To explain, I left the office one evening with a small amount of cardboard and, because the reception where we usually dispose of our waste was closed, I remembered a recycle bin outside so put it in there then promptly received two notices for £300 each. Since then I’ve been trying to deal with 3GS and have been surprised at what appears to be the deliberately misleading approach they take to answering questions, as the two attached email trails will outline, and the fact that they have completely ignored my email of 26th September, which asks why they have provided an image of a bin that has numerous signs and notices attached but which bears no resemblance to the bin I used, and why they appear happy to convict me when the bin I did use has no markings to suggest what I was doing was illegal….I suspect these last two points are linked.
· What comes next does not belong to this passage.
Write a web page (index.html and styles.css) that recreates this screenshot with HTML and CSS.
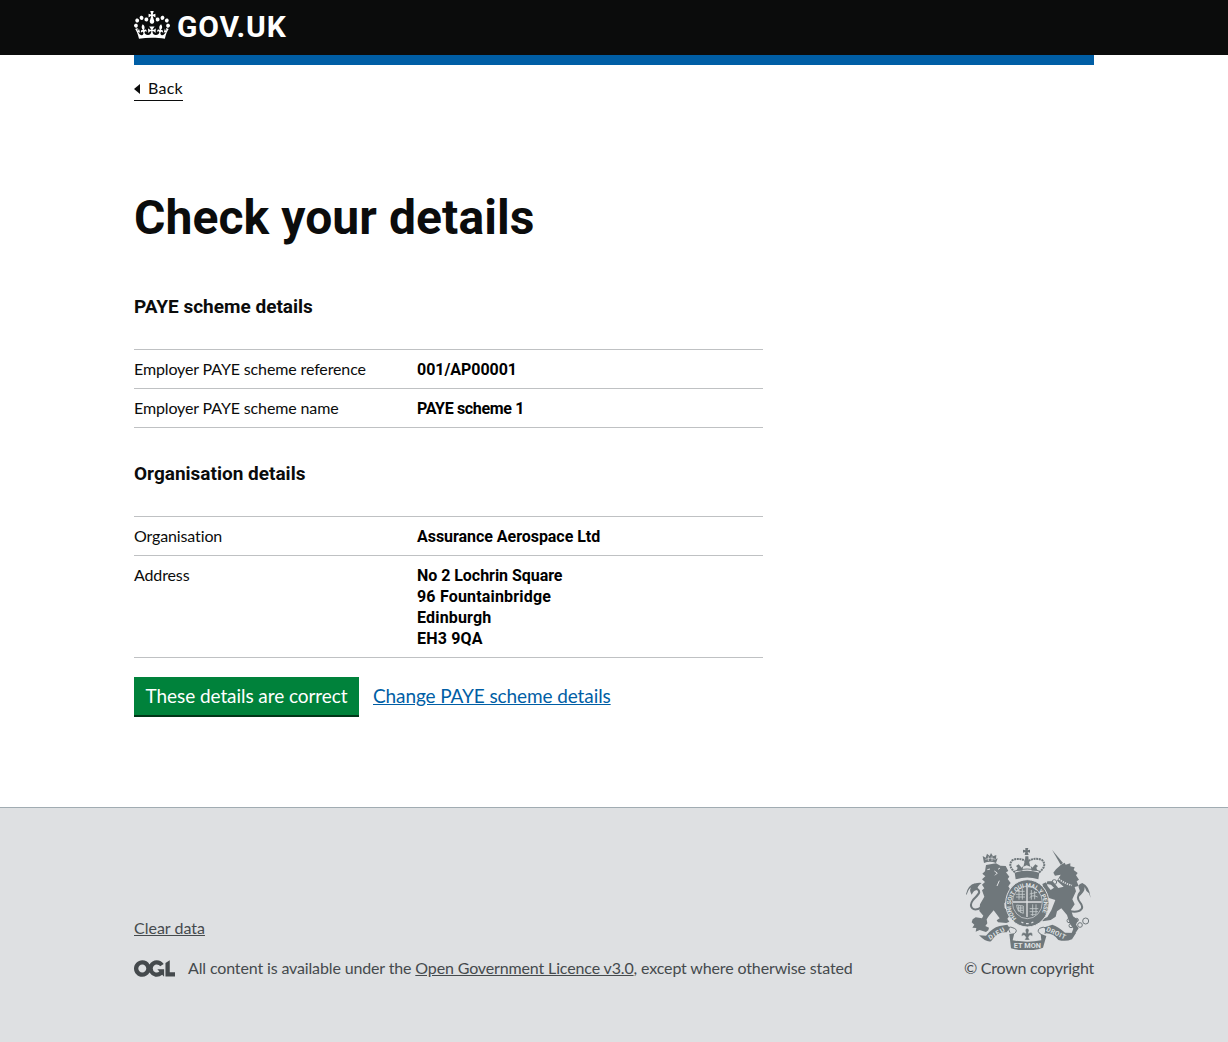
FILE: index.html
```html
<!DOCTYPE html>
<html lang="en">
<head>
<meta charset="utf-8">
<title>Check your details</title>
<link rel="stylesheet" href="styles.css">
</head>
<body>
<header class="header">
  <div class="container header-inner">
    <a class="logo" href="#">
      <svg class="logo-crown" viewBox="0 0 132 97" width="36" height="28" preserveAspectRatio="none" aria-hidden="true"><path fill="currentColor" fill-rule="evenodd" d="M25 30.2c3.5 1.5 7.7-.2 9.1-3.7 1.5-3.6-.2-7.8-3.9-9.2-3.6-1.4-7.6.3-9.1 3.9-1.4 3.5.3 7.5 3.9 9zM9 39.5c3.6 1.5 7.8-.2 9.2-3.7 1.5-3.6-.2-7.8-3.9-9.1-3.6-1.5-7.6.2-9.1 3.8-1.4 3.5.3 7.5 3.8 9zM4.4 57.2c3.5 1.5 7.7-.2 9.1-3.8 1.5-3.6-.2-7.7-3.9-9.1-3.5-1.5-7.6.3-9.1 3.8-1.4 3.5.3 7.6 3.9 9.1zm38.3-21.4c3.5 1.5 7.7-.2 9.1-3.8 1.5-3.6-.2-7.7-3.9-9.1-3.6-1.5-7.6.3-9.1 3.8-1.3 3.6.4 7.7 3.9 9.1zm64.4-5.6c-3.6 1.5-7.8-.2-9.1-3.7-1.5-3.6.2-7.8 3.8-9.2 3.6-1.4 7.7.3 9.2 3.9 1.3 3.5-.4 7.5-3.9 9zm15.9 9.3c-3.6 1.5-7.7-.2-9.1-3.7-1.5-3.6.2-7.8 3.7-9.1 3.6-1.5 7.7.2 9.2 3.8 1.5 3.5-.3 7.5-3.8 9zm4.7 17.7c-3.6 1.5-7.8-.2-9.2-3.8-1.5-3.6.2-7.7 3.9-9.1 3.6-1.5 7.7.3 9.2 3.8 1.3 3.5-.4 7.6-3.9 9.1zM89.3 35.8c-3.6 1.5-7.8-.2-9.2-3.8-1.4-3.6.2-7.7 3.9-9.1 3.6-1.5 7.7.3 9.2 3.8 1.4 3.6-.3 7.7-3.9 9.1zM69.7 17.7l8.9 4.7V9.3l-8.9 2.8c-.2-.3-.5-.6-.9-.9L72.4 0H59.6l3.5 11.2c-.3.3-.6.5-.9.9l-8.8-2.8v13.1l8.8-4.7c.3.3.6.7.9.9l-5 15.4v.1c-.2.8-.4 1.6-.4 2.4 0 4.1 3.1 7.5 7 8.1h.2c.3 0 .7.1 1 .1.4 0 .7 0 1-.1h.2c4-.6 7.1-4.1 7.1-8.1 0-.8-.1-1.7-.4-2.4V34l-5.1-15.4c.4-.2.7-.6 1-.9zM66 92.8c16.9 0 32.8 1.1 47.1 3.2 4-16.9 8.9-26.7 14-33.5l-9.6-3.4c1 4.9 1.1 7.2 0 10.2-1.5-1.4-3-4.3-4.2-8.7L108.6 76c2.8-2 5-3.2 7.5-3.3-4.4 9.4-10 11.9-13.6 11.2-4.3-.8-6.3-4.6-5.6-7.9 1-4.7 5.7-5.9 8-.5 4.3-8.7-3-11.4-7.6-8.8 7.1-7.2 7.9-13.5 2.1-21.1-8 6.1-8.1 12.3-4.5 20.8-4.7-5.4-12.1-2.5-9.5 6.2 3.4-5.2 7.9-2 7.2 3.1-.6 4.3-6.4 7.8-13.5 7.2-10.3-.9-10.9-8-11.2-13.8 2.5-.5 7.1 1.8 11 7.3L80.2 60c-4.1 4.4-8 5.3-12.3 5.4 1.4-4.4 8-11.6 8-11.6H55.5s6.4 7.2 7.9 11.6c-4.2-.1-8-1-12.3-5.4l1.4 16.4c3.9-5.5 8.5-7.7 10.9-7.3-.3 5.8-.9 12.8-11.1 13.8-7.2.6-12.9-2.9-13.5-7.2-.7-5 3.8-8.3 7.1-3.1 2.7-8.7-4.6-11.6-9.4-6.2 3.7-8.5 3.6-14.7-4.6-20.8-5.8 7.6-5 13.9 2.2 21.1-4.7-2.6-11.9.1-7.7 8.8 2.3-5.5 7.1-4.2 8.1.5.7 3.3-1.3 7.1-5.7 7.9-3.5.7-9-1.8-13.5-11.2 2.5.1 4.7 1.3 7.5 3.3l-4.7-15.4c-1.2 4.4-2.7 7.2-4.3 8.7-1.1-3-.9-5.3 0-10.2l-9.5 3.4c5 6.9 9.9 16.7 14 33.5 14.8-2.1 30.8-3.2 47.7-3.2z"/></svg>
      <span class="logo-text">GOV.UK</span>
    </a>
  </div>
</header>
<div class="container">
  <div class="header-bar"></div>
  <a class="back" href="#"><span class="back-arrow"></span>Back</a>
  <main class="main">
    <h1>Check your details</h1>
    <h2>PAYE scheme details</h2>
    <dl class="summary">
      <div class="row"><dt>Employer PAYE scheme reference</dt><dd>001/AP00001</dd></div>
      <div class="row"><dt>Employer PAYE scheme name</dt><dd class="tight">PAYE scheme 1</dd></div>
    </dl>
    <h2>Organisation details</h2>
    <dl class="summary">
      <div class="row"><dt>Organisation</dt><dd>Assurance Aerospace Ltd</dd></div>
      <div class="row"><dt>Address</dt><dd>No 2 Lochrin Square<br><span class="loose">96 Fountainbridge<br>Edinburgh<br>EH3 9QA</span></dd></div>
    </dl>
    <div class="actions">
      <button class="button" type="button">These details are correct</button>
      <a class="link" href="#">Change PAYE scheme details</a>
    </div>
  </main>
</div>
<footer class="footer">
  <div class="container footer-inner">
    <div class="meta">
      <a class="clear" href="#">Clear data</a>
      <div class="licence">
        <svg class="ogl" viewBox="0 0 483.2 195.7" width="41" height="17" aria-hidden="true"><path fill="currentColor" d="M421.5 142.8V.1l-50.7 32.3v161.1h112.4v-50.7zm-122.3-9.6A47.12 47.12 0 0 1 221 97.8c0-26 21.1-47.1 47.1-47.1 16.7 0 31.4 8.7 39.7 21.8l42.7-27.2A97.63 97.63 0 0 0 268.1 0c-36.5 0-68.3 20.1-85.1 49.7A98 98 0 0 0 97.8 0C43.9 0 0 43.9 0 97.8s43.9 97.8 97.8 97.8c36.5 0 68.3-20.1 85.1-49.7a97.76 97.76 0 0 0 149.6 25.4l19.4 22.2h3v-87.8h-80l24.3 27.5zM97.8 145c-26 0-47.1-21.1-47.1-47.1s21.1-47.1 47.1-47.1 47.1 21.1 47.1 47.1S123.8 145 97.8 145"/></svg>
        <span>All content is available under the <a href="#">Open Government Licence v3.0</a>, except where otherwise stated</span>
      </div>
    </div>
    <a class="copyright" href="#">
      <svg class="crest" viewBox="36 24 375 306" width="125" height="102" aria-hidden="true">
        <defs>
          <path id="motto" d="M188 235A49 53 0 1 1 252 235"/>
        </defs>
        <g fill="currentColor">
          <!-- lion -->
          <path d="M90 69L86 48L95 53L99 41L107 48L111 39L117 49L127 45L126 57L131 55L126 69Q108 62 90 69Z"/>
          <path d="M96 75L126 70L139 77L155 78L163 93L156 97L166 110L161 117L170 129L163 139L174 158L159 163L158 183L151 190L152 204L171 222L160 236L166 245L157 249L132 247L128 241L137 235L119 211L105 227L98 238L100 250L94 258L105 263L103 271L96 276L77 270L65 275L67 264L55 263L61 254L53 247L56 238L65 232L84 235L88 227L76 213L78 193L91 170L84 151L91 145L84 134L93 126L84 118L94 109L85 101L93 94Z"/>
          <path d="M53 164Q43 149 55 135Q66 127 83 129Q70 138 68 151Q60 150 53 164Z"/>
          <path d="M36 163Q42 135 63 130L61 136Q44 143 38 164Z"/>
          <!-- royal crown -->
          <path d="M214 24h9l-2 7 7-2v9l-7-2 3 9h-12l2-9-7 2v-9l7 2z"/>
          <path d="M182 98Q220 87 256 98L253 118Q220 107 185 118Z"/>
          <path d="M214 49h9l1 11 5 20-11-4-10 4 5-20zM194 73l9 10 5-6-3 15h-17l3-9-5-5zM244 73l-9 10-5-6 3 15h17l-3-9 5-5z"/>
          <!-- unicorn -->
          <path d="M294 29L327 69L320 74Z"/>
          <path d="M321 74L332 68L335 74L349 70L349 79L362 82L359 90L371 99L366 106L375 119L368 124L374 138L362 141L366 154L355 178L362 193L351 209L357 229L372 239L366 254L374 265L363 281L351 284L358 266L347 250L339 225L322 205L309 214L305 230L290 240L266 244L265 238L280 231L292 211L304 180L285 174L271 178L276 152L268 142L265 132L276 127L281 139L290 150L300 143L291 134L278 132L280 124L296 124L313 144L329 140L309 122L320 104L303 107L298 98L306 88Z"/>
          <path d="M371 172Q382 160 376 148Q368 133 385 129Q406 137 410 174L405 160Q395 153 392 141Q393 158 371 172Z"/>
          <!-- ribbons -->
          <path d="M75 286L96 287Q114 264 137 258L160 254L167 264L158 277Q130 274 111 304Q97 308 75 286Z"/>
          <path d="M272 262L295 254Q313 260 333 278L366 279L354 298Q335 306 313 300Q300 281 276 280Z"/>
          <path d="M166 282L181 280L176 301Q220 309 262 301L260 281L277 288L267 323Q221 339 171 325Z"/>
        </g>
        <g fill="none" stroke="currentColor">
          <path stroke-width="6" d="M82 202C56 219 43 199 57 180C72 163 84 157 68 145M347 214C385 220 391 202 378 187Q365 173 379 156"/>
          <path stroke-width="6" stroke-dasharray="6 2" d="M183 97Q159 76 176 60Q198 52 216 64M255 97Q281 77 264 60Q241 51 222 64"/>
          <path stroke-width="3" d="M184 92Q220 82 254 92M168 278Q155 253 181 265Q193 271 181 281M273 282Q282 253 257 265Q246 274 261 283"/>
          <g stroke-width="3"><circle cx="301" cy="126" r="7"/><circle cx="345" cy="242" r="6"/><circle cx="351" cy="257" r="6"/><circle cx="368" cy="240" r="5"/><circle cx="378" cy="255" r="7"/><circle cx="395" cy="243" r="9"/></g>
        </g>
        <!-- garter and shield -->
        <ellipse cx="220" cy="190" rx="65" ry="71" fill="currentColor" stroke="#dee0e2" stroke-width="3"/>
        <ellipse cx="220" cy="187" rx="45" ry="49" fill="currentColor" stroke="#dee0e2" stroke-width="2"/>
        <path d="M219 141V231M177 186H263" stroke="#dee0e2" stroke-width="4"/>
        <path d="M185 163h28M186 171h27M190 154h22M227 173q8-10 24-2M227 162l22-5M227 206h26M227 215h25M230 224h17M188 195l20 3v22q-20-5-20-25M194 197v18M200 198v20M190 204h17M191 211h17M232 150v29M242 153v25M236 193v35M246 193v30M195 148v31M205 145v34" fill="none" stroke="#c7ccce" stroke-width="2.5"/>
        <path d="M202 246l6 3M216 251h8M232 249l6-3" stroke="#dee0e2" stroke-width="4"/>
        <path fill="currentColor" stroke="#dee0e2" stroke-width="1" d="M214 270Q219 259 225 270L223 280Q238 272 235 289L228 285 223 292 227 300H212L216 292 210 285 203 289Q202 273 216 280Z"/>
        <g class="crest-text" fill="#dee0e2">
          <text font-size="18"><textPath href="#motto" textLength="228">HONI SOIT QUI MAL Y PENSE</textPath></text>
          <text font-size="22" x="179" y="325" textLength="82">ET MON</text>
          <text font-size="20" transform="translate(108 300) rotate(-30)" textLength="53">DIEU</text>
          <text font-size="20" transform="translate(275 272) rotate(25)" textLength="62">DROIT</text>
        </g>
        <g fill="none" stroke="#dee0e2">
          <path stroke-width="2" d="M94 58Q109 51 125 58M103 49v14M114 49v14"/>
          <path stroke-width="5" d="M310 112Q325 129 354 136" stroke-dasharray="4 3"/>
          <path stroke-width="3" d="M121 93l9 6-7 7M138 84l-6 4M108 87l-8 2M136 122l-7 16"/>
        </g>
      </svg>
      <span>© Crown copyright</span>
    </a>
  </div>
</footer>
</body>
</html>
```

FILE: styles.css
```css
* { box-sizing: border-box; }
body {
  margin: 0;
  min-height: 1042px;
  display: flex;
  flex-direction: column;
  background: #fff;
  color: #0b0c0c;
  font: 400 16px/21px Lato, sans-serif;
  letter-spacing: -0.13px;
}
h1, h2, dl, dd { margin: 0; }
a { color: inherit; }
.container { width: 960px; margin: 0 auto; }

.header { height: 55px; background: #0b0c0c; color: #fff; }
.header-inner { padding-top: 11px; }
.logo { display: flex; align-items: flex-start; gap: 7px; color: #fff; text-decoration: none; }
.logo-text { font: 700 30px/31px Roboto, sans-serif; letter-spacing: 0.8px; }
.header-bar { height: 10px; background: #005ea5; }

.back {
  display: inline-flex;
  align-items: center;
  gap: 8px;
  margin-top: 13px;
  padding-bottom: 2px;
  border-bottom: 1px solid #0b0c0c;
  line-height: 20px;
  letter-spacing: 0.27px;
  text-decoration: none;
}
.back-arrow { margin-top: 2px; border: 5px solid transparent; border-left: 0; border-right: 6px solid #0b0c0c; }

.main { width: 629px; padding-top: 92px; }
h1 { font: 700 48px/50px Roboto, sans-serif; letter-spacing: 0.08px; margin-bottom: 51px; }
h2 { font: 700 19px/25px Roboto, sans-serif; letter-spacing: 0; margin-bottom: 30px; }
.summary { border-top: 1px solid #bfc1c3; margin-bottom: 33px; }
.row { display: flex; padding: 9px 0 8px; border-bottom: 1px solid #bfc1c3; }
.row dt { width: 283px; margin-top: -1px; }
.row dd { font-family: Roboto, sans-serif; font-weight: 700; letter-spacing: -0.04px; color: #000; }
.row .tight { letter-spacing: -0.34px; }
.row .loose { letter-spacing: 0.18px; }

.actions { display: flex; gap: 15px; margin-top: -14px; font-size: 19px; line-height: 25px; }
.button {
  width: 225px;
  height: 38px;
  padding: 0 0 2px;
  border: 0;
  background: #00823b;
  box-shadow: 0 2px 0 #003618;
  color: #fff;
  font: inherit;
  letter-spacing: -0.07px;
}
.link { padding-top: 6px; margin-left: -1px; color: #005ea5; letter-spacing: -0.1px; }

.footer {
  flex: 1;
  margin-top: 92px;
  border-top: 1px solid #a1acb2;
  background: #dee0e2;
  color: #454a4d;
}
.footer-inner { display: flex; justify-content: space-between; padding-top: 40px; }
.meta { padding-top: 69px; }
.clear { display: block; width: max-content; margin-bottom: 19px; letter-spacing: 0; }
.licence { display: flex; align-items: center; gap: 13px; letter-spacing: -0.14px; }
.ogl { margin-top: 2px; }
.copyright { display: flex; flex-direction: column; gap: 7px; text-decoration: none; letter-spacing: -0.24px; }
.crest { margin-left: 2px; color: #6f777b; }
.crest-text { font-family: Roboto, sans-serif; font-weight: 700; letter-spacing: 0; }
```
I’m not suggesting that disposing of my recycling in the same way again would be acceptable as I now know the rules but, since I have a track record of disposing of waste responsibly and have never received such a notice previously, I don’t believe that I need to be handled in such a heavy handed way unless your intention isn’t based around successful waste management but raising revenue instead. Furthermore, it doesn’t feel in line with 3GS’s email footer of Inform, Enforce, Educate….other than the ‘enforce’ element! To go further, seeing an email footer like that whilst comparing it against their actual practices shows just what they are all about which is hiding behind their supposed function of waste management when all they really want to do is fine people. If that wasn’t the case then we’d be seeing a whole lot more ‘inform’ (bins with correct signage?) and ‘educate’ (coming to speak to me rather than fining me for a first offence?) happening on the streets of Brighton but as yet I’ve seen no such instances so I can only assume that it’s all style and no substance.”